CONSECRATIO. S.C.----Eagle on a globe.----Obv.----DIVO. ANTONINO. MAGNO.----Bare head of Caracalla. On silver and large brass.
“These coins (observes the author of Lecons de Numismatique Romaine) may well excite astonishment. What! (he exclaims) were the honours of consecration and the title of “Great” conferred upon a monster, abhorred by all honest and good men? But it must be borne in mind, that his death was regretted by the soldiers; and to make friends of them, the Senate and Macrinus both stooped to this base flattery. Caracalla had foolishly presumed to compare himself with Alexander the Great.”
CONSECRATIO.----Empress in a quadriga, a female guides the horses at full speed.----Obv.----DIVA AVGVSTA FAVSTINA.----For an engraving of this beautiful and rare gold coin, see Faustina senior.
CONSECRATIO.----Eagle standing with expanded wings, on a scepter. Gold and first brass of Marciana. The former engraved in Akerman. i. 226. pl. vi. No. 1.
CONSECRATIO.----Eagle with expanded wings. Silver.----See Matidia.

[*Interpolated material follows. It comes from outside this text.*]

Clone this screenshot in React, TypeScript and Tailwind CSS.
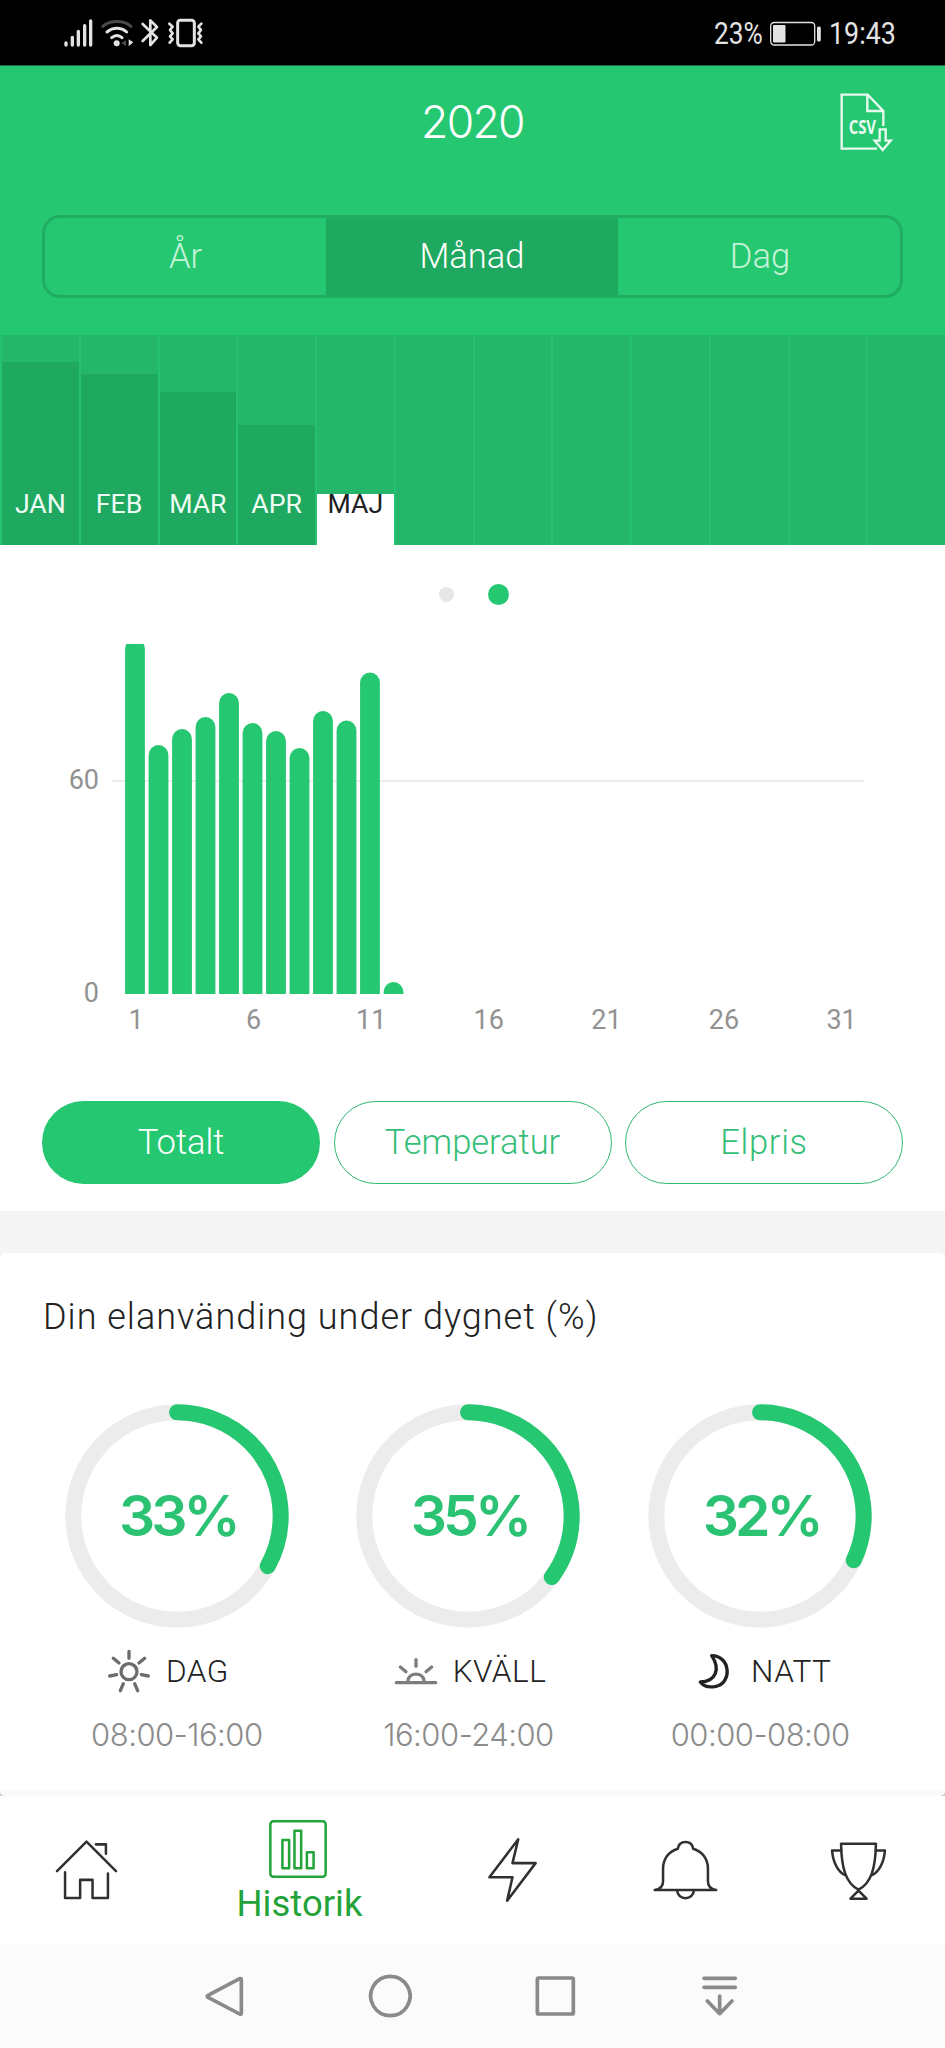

CONSECRATIO.----Hadrian holding a scepter, borne by an eagle in full flight. Gold.----Engraved in Akerman, i. p. 231, pl. vi. No. 3.
CONSECRATIO.----Sabina on an eagle.----First brass. Engraved in p. 250.
CONSECRATIO.----Empress on a peacock.----Silver.-----See Mariniana.
CONSECRATIO.----Do. Silver. See Paulina.
CONSECRATIO.----Eagle with expanded wings. Small brass.-----See Nigrinianus.